Known as the "red-crested tree rat", this species was originally described as Isothrix rufodorsalis by American biologist Joel Asaph Allen in 1899, and was transferred to genus Diplomys in 1935 by George Henry Hamilton Tate. In 2005, its subfamily Echimyinae was revised by Louise Emmons from the Smithsonian Institution, and identified a number of unique features of this species, including the differences between the teeth of this species and others in genus Diplomys. This resulted in the establishment of monotypic genus Santamartamys.

The genus name Santamartamys comes from "Santa Marta", part of the name of the location where the specimens were found, and mys, meaning "mouse". Rufodorsalis comes from Latin, with rufus and dorsalis meaning "red" and "back", respectively, referring to the color of this rodent.

==Phylogeny==
Santamartamys is a member of the Echimyini clade of arboreal Echimyidae rodents. The closest relative of Santamartamys is Diplomys, reflecting the fact that these taxa have once been classified in the same genus. These two genera constitute the sister group of the "Dactylomyines", a clade of South American bamboo rats. All these taxa are closely related to the genera Echimys, Phyllomys, Makalata, Pattonomys, and Toromys. In turn, these genera share phylogenetic affinities with the clade containing Lonchothrix and Mesomys, and with Isothrix.

==Threats and protection==
Santamartamys was rediscovered on 4 May 2011 in El Dorado ProAves Reserve, a protected area of Sierra Nevada de Santa Marta. Set up on 31 March 2006, this reserve covers 1024 ha at an altitude between 950 and 2600 m, and contains a large number of endemic or endangered species.
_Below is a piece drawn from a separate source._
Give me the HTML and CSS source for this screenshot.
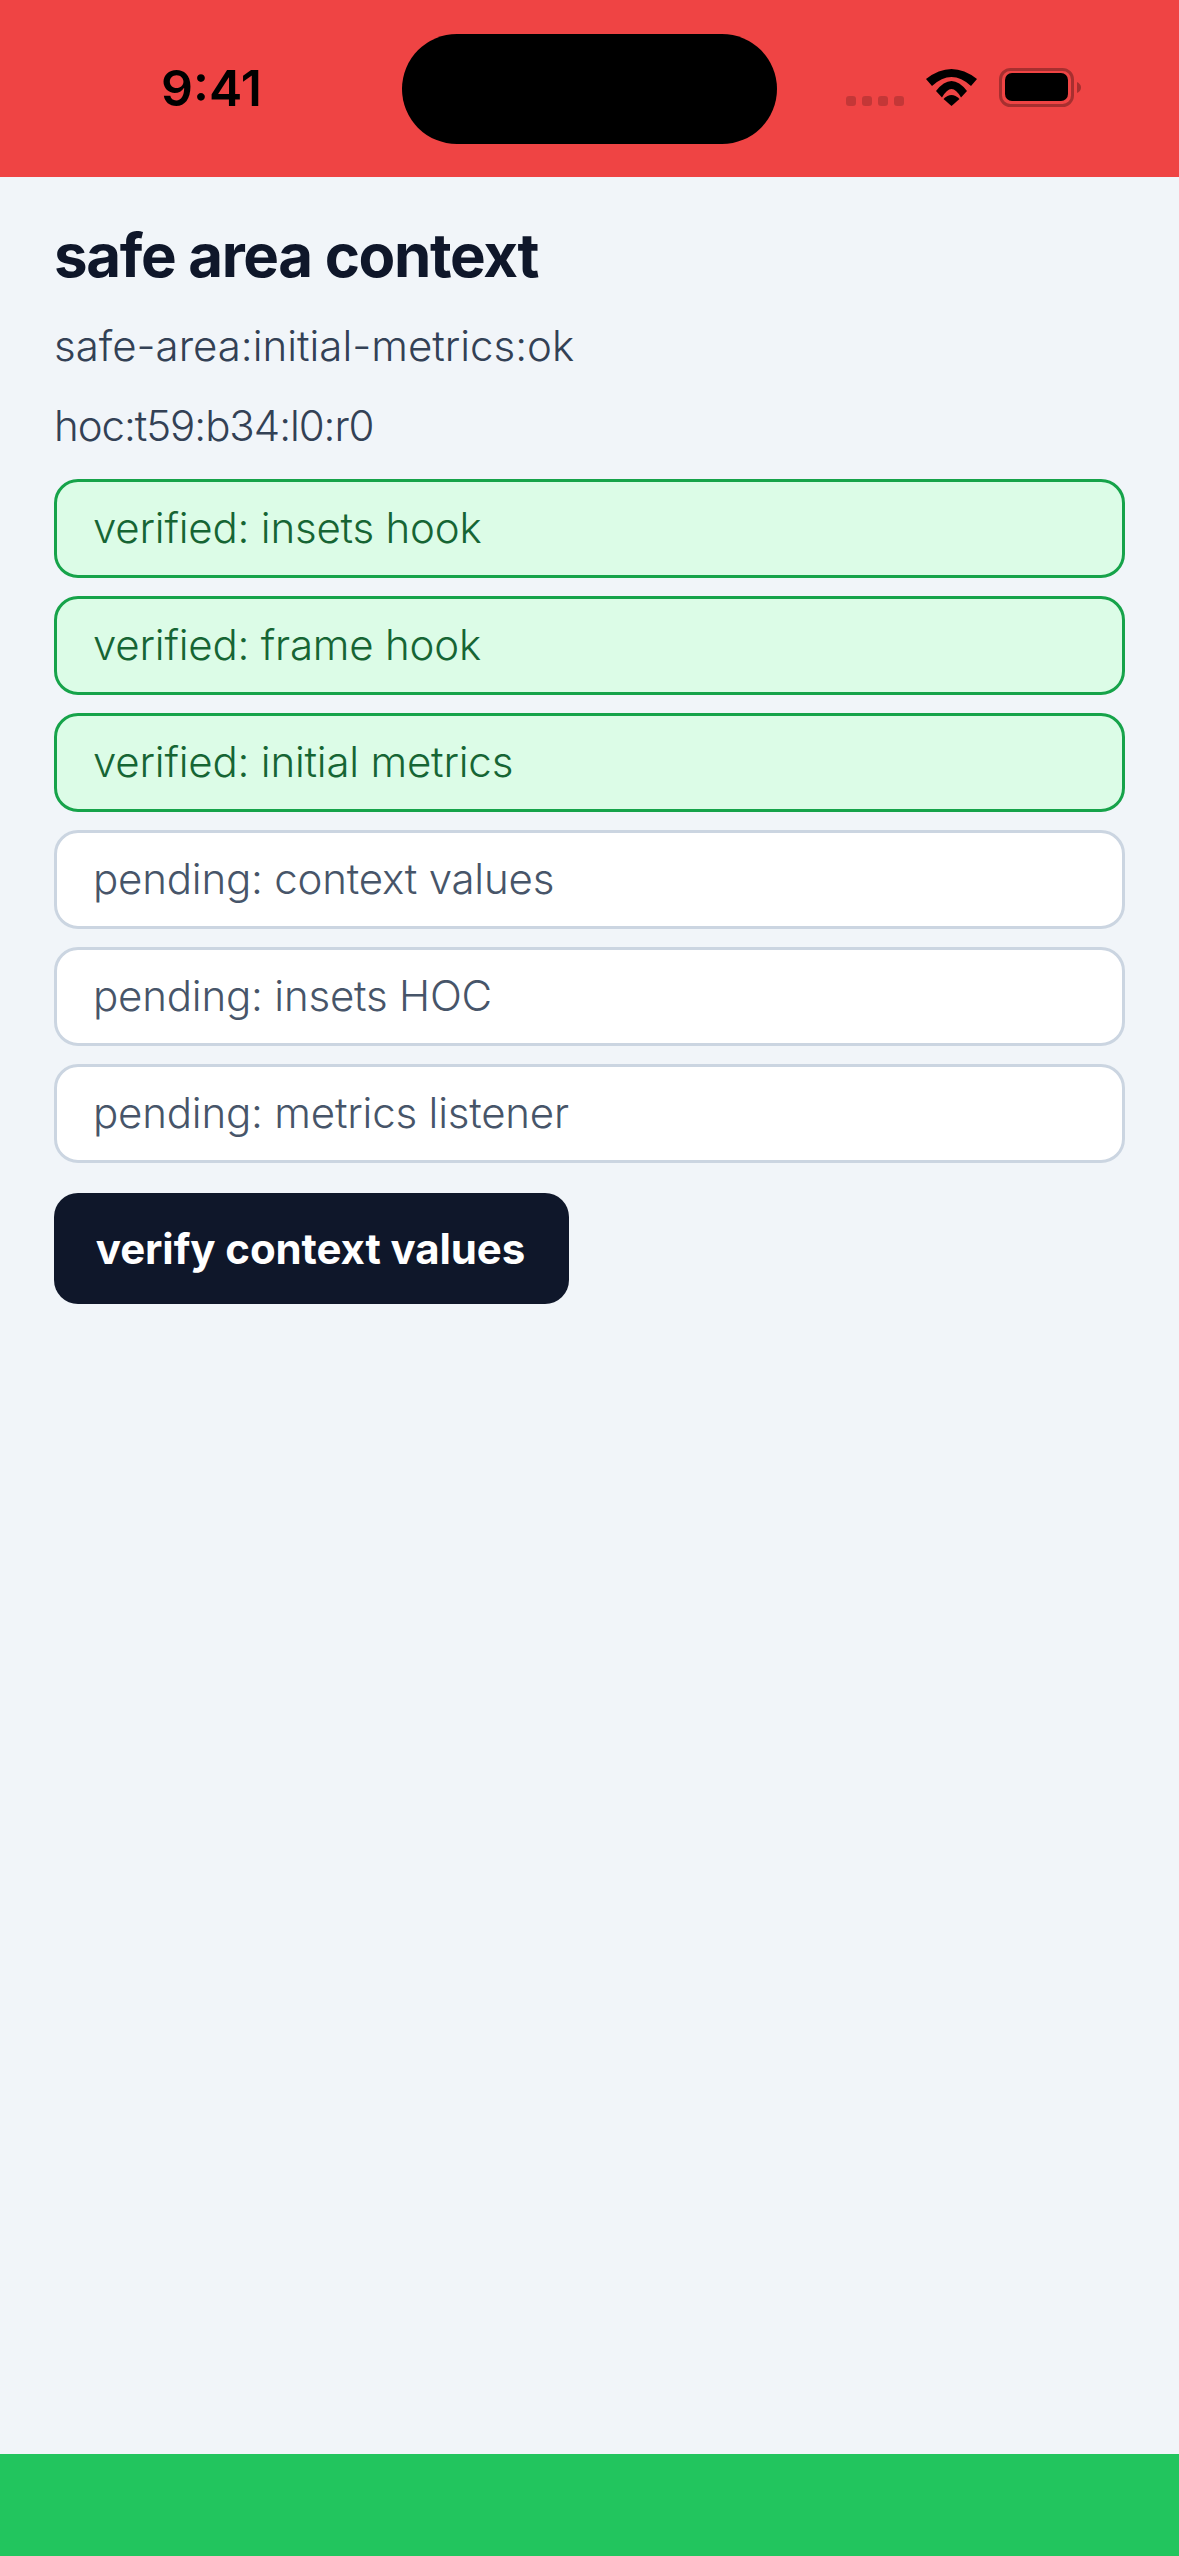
FILE: index.html
```html
<!DOCTYPE html>
<html lang="en">

<head>
    <meta charset="UTF-8">
    <meta name="viewport" content="width=device-width, initial-scale=1.0">
    <title>safe area context</title>
    <link rel="stylesheet" href="styles.css">
</head>

<body>
    <header class="status-bar">
        <span class="time">9:41</span>
        <div class="island"></div>
        <svg class="indicators" width="235" height="39" viewBox="0 0 235 39">
            <g fill="#000" fill-opacity="0.18">
                <rect x="0" y="28" width="10" height="10" rx="3" />
                <rect x="16" y="28" width="10" height="10" rx="3" />
                <rect x="32" y="28" width="10" height="10" rx="3" />
                <rect x="48" y="28" width="10" height="10" rx="3" />
            </g>
            <path d="M80 11Q105.5 -9 131 11L125 18Q105.5 0 86 18Z" />
            <path d="M90 23Q105.5 3 121 23L115 29.500Q105.5 12.500 96 29.500Z" />
            <path d="M97.500 31Q105.5 23 113.500 31L105.500 38Z" />
            <rect x="154.500" y="1.500" width="72" height="36" rx="10" fill="none" stroke="#000" stroke-opacity="0.3" stroke-width="3" />
            <rect x="159" y="5" width="63" height="28" rx="7" />
            <path d="M231 14Q235 16 235 19.500Q235 23 231 25Z" fill-opacity="0.3" />
        </svg>
    </header>

    <main class="content">
        <h1 class="title">safe area context</h1>
        <p class="line line-first">safe-area:initial-metrics:ok</p>
        <p class="line line-second">hoc:t59:b34:l0:r0</p>

        <div class="checks">
            <div class="check verified">verified: insets hook</div>
            <div class="check verified">verified: frame hook</div>
            <div class="check verified">verified: initial metrics</div>
            <div class="check pending">pending: context values</div>
            <div class="check pending">pending: insets HOC</div>
            <div class="check pending">pending: metrics listener</div>
        </div>

        <button class="verify-button">verify context values</button>
    </main>

    <footer class="bottom-bar"></footer>
</body>

</html>
```

FILE: styles.css
```css
* {
    box-sizing: border-box;
}

body {
    font-family: Inter, "Liberation Sans", sans-serif;
    background-color: #f1f5f9;
    display: flex;
    flex-direction: column;
    height: 2556px;
    margin: 0;
}

.status-bar {
    height: 177px;
    flex-shrink: 0;
    background-color: #ef4444;
    display: flex;
    align-items: flex-start;
    padding: 34px 0 0 161px;
}

.time {
    width: 241px;
    margin-top: 24px;
    font-size: 50px;
    line-height: 60px;
    font-weight: 600;
    color: #000;
}

.island {
    width: 375px;
    height: 110px;
    border-radius: 55px;
    background-color: #000;
}

.indicators {
    margin: 34px 0 0 69px;
}

.content {
    flex: 1;
    padding: 0 54px;
}

.title {
    margin: 51px 0 0;
    font-size: 60px;
    line-height: 54px;
    font-weight: 700;
    letter-spacing: -1.35px;
    color: #0f172a;
}

.line {
    margin: 0;
    font-size: 42px;
    font-weight: 300;
    line-height: 50px;
    color: #334155;
}

.line-first {
    margin-top: 39px;
}

.line-second {
    margin-top: 30px;
    letter-spacing: -1.05px;
}

.checks {
    display: flex;
    flex-direction: column;
    gap: 18px;
    margin-top: 28px;
}

.check {
    height: 99px;
    padding: 0 36px 2px;
    display: flex;
    align-items: center;
    border: 3px solid;
    border-radius: 24px;
    font-size: 42px;
    font-weight: 300;
    letter-spacing: -0.2px;
}

.verified {
    background-color: #dcfce7;
    border-color: #16a34a;
    color: #166534;
}

.pending {
    background-color: #fff;
    border-color: #cbd5e1;
    color: #475569;
}

.verify-button {
    display: block;
    width: 515px;
    height: 111px;
    margin-top: 30px;
    padding: 0 2px 0 0;
    background-color: #0f172a;
    color: #fff;
    border: none;
    border-radius: 24px;
    font-family: inherit;
    font-size: 42px;
    font-weight: 700;
    letter-spacing: -0.1px;
}

.bottom-bar {
    height: 102px;
    flex-shrink: 0;
    background-color: #22c55e;
}
```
In 1990, Emmons believed that Santamartamys was one of the rarest Neotropical mammals. The International Union for Conservation of Nature (IUCN) described the species as "Vulnerable" in 1996. In 2008, IUCN re-classified it as "data deficient", given the lack of information regarding the distribution, ecology and habitat of this rodent. Following a reassessment in 2011, the species was listed as "critically endangered", with much of the forest in the potential range of the species having been cleared or degraded. Much of its potential area is infested with feral cats (who feed on fauna), and climate change is a long-term threat to the species.